Posted Dec 18, 2021 - 05:31 PST
Update
We are seeing that some customers are not getting alerted about errors in real time. While we investigate the issue, please know that you can still see errors appear in real time on the web app.
Posted Dec 17, 2021 - 15:10 PST
Update
Our maintenance is complete. The pipeline is once again processing new errors sent to our API in real time.

Regarding the processing of our backlog from the past two days – we estimate that it could take a few more days to process the entire backlog. What this means is that while new errors sent to us are processed in real time, some of the notifications you will receive over the next few days will be notifications about errors you sent us up to two days ago.

Additionally, we would like to note that realtime update functionality on the web app is affected. This does not mean new items are not available. Instead, you may have to refresh the page manually to see them.

We apologize for the continued effects on your workflows.

This update replaces the planned update at 3 PM PT. You can expect another update tomorrow.
Posted Dec 17, 2021 - 14:40 PST
Update
Due to additional required maintenance there is still a delay in the processing pipeline but work is ongoing to resolve with minimal interruptions. A further update will be made at 3pm PT.
Posted Dec 17, 2021 - 12:38 PST
Update
The backlog of items are still being processed, a further update to the status will be posted at midday PT.
Posted Dec 17, 2021 - 09:49 PST
Update
The entire backlog of items to process will take up to 12 further hours. During this time, pipeline performance will be somewhat affected though most items continue to be processed in real time.

Please expect a further update no later than 5 AM Pacific. We will of course update sooner if there is pertinent new information that we need to communicate with you. Thank you.
Posted Dec 16, 2021 - 16:22 PST
Monitoring
We have resolved the recent issue with our pipeline. There was no data loss and our API layer was not affected.
Posted Dec 16, 2021 - 14:34 PST
Update
We are continuing to investigate this issue.
Posted Dec 16, 2021 - 14:22 PST
Investigating
Our pipeline has hit an issue while processing the backlog of items. We are investigating.
Posted Dec 16, 2021 - 14:05 PST
Update
We are now processing item reactivations and updating certain metadata like occurrences per item.

It will take some hours to process the entire backlog of items.
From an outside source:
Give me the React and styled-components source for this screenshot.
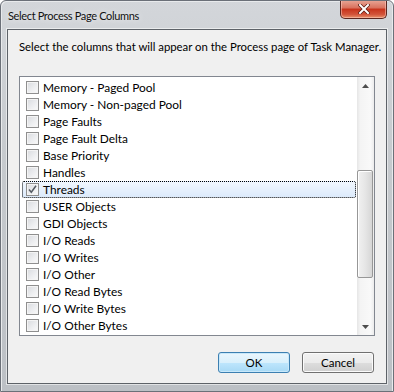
import React from "react";
import styled, { createGlobalStyle } from "styled-components";

const GlobalStyle = createGlobalStyle`
  body {
    margin: 0;
    font-family: Lato, "Noto Sans", sans-serif;
    font-size: 11px;
    color: #000;
  }
`;

const Window = styled.div`
  width: 394px;
  height: 392px;
  box-sizing: border-box;
  display: flex;
  flex-direction: column;
  padding: 0 6px 7px 6px;
  border-radius: 6px 6px 0 0;
  border: 1px solid #6b7078;
  background: linear-gradient(180deg, #d3d6da 0%, #c6cace 40%, #bcc0c5 100%);
  box-shadow: inset 1px 1px 0 #e8eaec, inset -1px 0 0 #e8eaec;
  overflow: hidden;
`;

const TitleBar = styled.div`
  height: 28px;
  display: flex;
  justify-content: space-between;
  align-items: flex-start;
`;

const Title = styled.span`
  margin-top: 8px;
  margin-left: 1px;
  font-size: 11px;
  letter-spacing: -0.35px;
  color: #111;
  text-shadow: 0 0 6px rgba(255, 255, 255, 0.9);
`;

const CloseButton = styled.div`
  width: 47px;
  height: 19px;
  margin-top: -1px;
  box-sizing: border-box;
  border: 1px solid #5b2720;
  border-top: none;
  border-radius: 0 0 5px 5px;
  background: linear-gradient(180deg, #e9a898 0%, #d8705c 45%, #c7321a 50%, #d2543a 80%, #e8926a 100%);
  box-shadow: inset 0 0 0 1px rgba(255, 210, 200, 0.5);
  display: flex;
  align-items: center;
  justify-content: center;
`;

const Client = styled.div`
  flex: 1;
  display: flex;
  flex-direction: column;
  background: #f0f0f0;
  border: 1px solid #5d6268;
  box-shadow: 0 0 0 1px rgba(255, 255, 255, 0.55);
  padding: 0 11px 0 11px;
`;

const Description = styled.div`
  margin-top: 9px;
  line-height: 16px;
  height: 16px;
  font-size: 11.35px;
  white-space: nowrap;
`;

const ListBox = styled.div`
  margin-top: 21px;
  height: 260px;
  box-sizing: border-box;
  border: 1px solid #828790;
  background: #fff;
  display: flex;
`;

const Rows = styled.div`
  flex: 1;
  padding: 2px 1px 0 2px;
  overflow: hidden;
`;

const Row = styled.div`
  height: 17px;
  box-sizing: border-box;
  display: flex;
  align-items: center;
  padding-left: 3px;
  border: 1px ${(p) => (p.$selected ? "dotted #000" : "solid transparent")};
  border-radius: ${(p) => (p.$selected ? "2px" : "0")};
  background: ${(p) =>
    p.$selected ? "linear-gradient(180deg, #f1f7fe 0%, #dceafb 100%)" : "transparent"};
`;

const Check = styled.span`
  width: 13px;
  height: 13px;
  box-sizing: border-box;
  border: 1px solid #8f8f8f;
  background: linear-gradient(135deg, #d8dade 0%, #eeeff1 60%, #fafafa 100%);
  box-shadow: inset 0 0 0 1px #f4f4f4;
  display: flex;
  align-items: center;
  justify-content: center;
  flex-shrink: 0;
`;

const Label = styled.span`
  margin-left: 4px;
  line-height: 15px;
  font-size: 11.9px;
  white-space: nowrap;
`;

const ScrollBar = styled.div`
  width: 17px;
  display: flex;
  flex-direction: column;
  background: linear-gradient(90deg, #e6e6e6 0%, #f4f4f4 20%, #f9f9f9 80%, #ececec 100%);
`;

const Arrow = styled.div`
  height: 17px;
  display: flex;
  align-items: center;
  justify-content: center;
`;

const Track = styled.div`
  flex: 1;
  display: flex;
  flex-direction: column;
  padding-top: ${(p) => p.$before}px;
`;

const Thumb = styled.div`
  height: ${(p) => p.$size}px;
  margin: 0 1px 0 0;
  box-sizing: border-box;
  border: 1px solid #979797;
  border-radius: 2px;
  background: linear-gradient(90deg, #f1f1f1 0%, #e6e6e6 50%, #d6d6d6 100%);
  box-shadow: inset 1px 1px 0 #fff;
`;

const Footer = styled.div`
  display: flex;
  justify-content: flex-end;
  gap: 12px;
  margin-top: 16px;
  padding-right: 1px;
`;

const Button = styled.div`
  width: 72px;
  height: 21px;
  box-sizing: border-box;
  border-radius: 3px;
  display: flex;
  align-items: center;
  justify-content: center;
  font-size: 11.5px;
  border: 1px solid ${(p) => (p.$default ? "#3c7fb1" : "#707070")};
  background: ${(p) =>
    p.$default
      ? "linear-gradient(180deg, #eaf6fd 0%, #d9f0fc 50%, #bee6fd 51%, #a7d9f5 100%)"
      : "linear-gradient(180deg, #f2f2f2 0%, #ebebeb 50%, #dddddd 51%, #cfcfcf 100%)"};
  box-shadow: inset 0 0 0 1px ${(p) => (p.$default ? "#c8e8fa" : "#fbfbfb")};
`;

const items = [
  "Memory - Paged Pool",
  "Memory - Non-paged Pool",
  "Page Faults",
  "Page Fault Delta",
  "Base Priority",
  "Handles",
  "Threads",
  "USER Objects",
  "GDI Objects",
  "I/O Reads",
  "I/O Writes",
  "I/O Other",
  "I/O Read Bytes",
  "I/O Write Bytes",
  "I/O Other Bytes",
];

export default function App() {
  return (
    <>
      <GlobalStyle />
      <Window>
        <TitleBar>
          <Title>Select Process Page Columns</Title>
          <CloseButton>
            <svg width="12" height="10" viewBox="0 0 12 10">
              <path d="M2 1 L10 9 M10 1 L2 9" stroke="#5a1a10" strokeWidth="3.4" strokeLinecap="square" />
              <path d="M2 1 L10 9 M10 1 L2 9" stroke="#fff" strokeWidth="2" strokeLinecap="square" />
            </svg>
          </CloseButton>
        </TitleBar>
        <Client>
          <Description>
            Select the columns that will appear on the Process page of Task Manager.
          </Description>
          <ListBox>
            <Rows>
              {items.map((name) => (
                <Row key={name} $selected={name === "Threads"}>
                  <Check>
                    {name === "Threads" && (
                      <svg width="9" height="9" viewBox="0 0 9 9">
                        <path d="M1 4.5 L3.3 7.2 L8 0.8" fill="none" stroke="#555b63" strokeWidth="1.5" />
                      </svg>
                    )}
                  </Check>
                  <Label>{name}</Label>
                </Row>
              ))}
            </Rows>
            <ScrollBar>
              <Arrow>
                <svg width="7" height="4" viewBox="0 0 7 4">
                  <path d="M0 4 L3.5 0 L7 4 Z" fill="#4d4d4d" />
                </svg>
              </Arrow>
              <Track $before={76}>
                <Thumb $size={108} />
              </Track>
              <Arrow>
                <svg width="7" height="4" viewBox="0 0 7 4">
                  <path d="M0 0 L3.5 4 L7 0 Z" fill="#4d4d4d" />
                </svg>
              </Arrow>
            </ScrollBar>
          </ListBox>
          <Footer>
            <Button $default>OK</Button>
            <Button>Cancel</Button>
          </Footer>
        </Client>
      </Window>
    </>
  );
}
Instead of posting an update at 1 PM PT, we will post another update at 3 PM PT.
Posted Dec 16, 2021 - 12:44 PST
Monitoring
We have identified the issue and have implemented a fix. We are monitoring the results. Expect another update at 1 PM PT.
Posted Dec 16, 2021 - 12:30 PST
Update
We are now validating our fix and will be releasing it in the next hour. We will post another update at 1 PM PT.
Posted Dec 16, 2021 - 12:02 PST
Update
We are continuing to work to fix the issue. We will provide another update by 12:00 PM Pacific.
Posted Dec 16, 2021 - 11:29 PST
Update
We are continuing to investigate the issue. We are experiencing an issue with Kafka caused by yesterday's load, and we are preparing for a fix.
Posted Dec 16, 2021 - 08:33 PST
Investigating
We are experiencing an outage in one system component responsible for detecting item reactivations. At the moment, we will be unable to notify you about item reactivations.

Additionally, some secondary operations like updating the total number of occurrences per item are affected.

We are actively investigating the issue and will post an update as soon as we have further information. Thank you.
Posted Dec 16, 2021 - 07:15 PST
This incident affected: Web App (rollbar.com) and Processing pipeline (Core Processing Pipeline).